Here we are sneakily drawn into a game full of pitfalls. Mondrian, OK, but not Mondrian as we expect to find him. This is a book whose designer knew perfectly well what the idea was and has been able to translate it perfectly. First he investigated the contents. In 1911, shortly before Mondrian left his home in Amsterdam to move to Paris, he had his horoscope cast by astrologer Adriaan van de Vijsel. He then carefully kept the documents with him up to his death in New York in 1944. The Netherlands Institute for Art History (RKD) in The Hague acquired the horoscope in 2012, after which Willem de Rooij made an installation of it in the Witte de With Center for Contemporary Art in Rotterdam, where it was exhibited in 2015.

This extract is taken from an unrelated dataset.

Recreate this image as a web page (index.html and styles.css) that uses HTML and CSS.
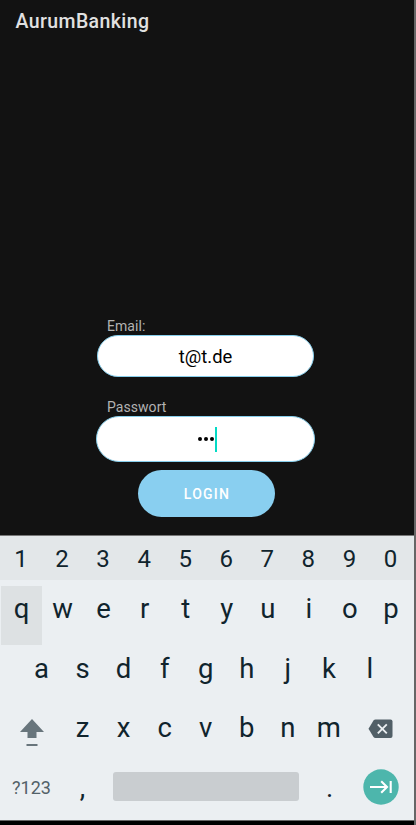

In the making of this artist book, designer Žiga Testen was able to withstand the tremendous pull of Mondrian’s visual universe. There is nothing in the layout to make one think of Mondrian, and that is a carefully deliberate decision. Nevertheless it takes us inside Mondrian’s personality and we experience a certain sense of voyeurism as we leaf through the typed horoscope – extensively reproduced here against a black background, beginning to fade slightly. The basic premise of this exceptionally consistent and unarticulated design is restraint. ‘Everything is exactly right,’ sighed the panel. Even the blank line and the indenting are permanently at the service of the narrative that the essayists and artists present. ‘This is living typography created out of “nothing”,’ observed one panel member.
Nevertheless, the book remains a fetish, and the almost Broodthaersian cover contributes to that. (Marcel Broodthaers, 1924-1976, Belgian artist) Fold back the flap of the brown jacket, however, and we are treated to one of Mondrian’s early oil paintings: Lighthouse at Westkapelle. A subtle hint.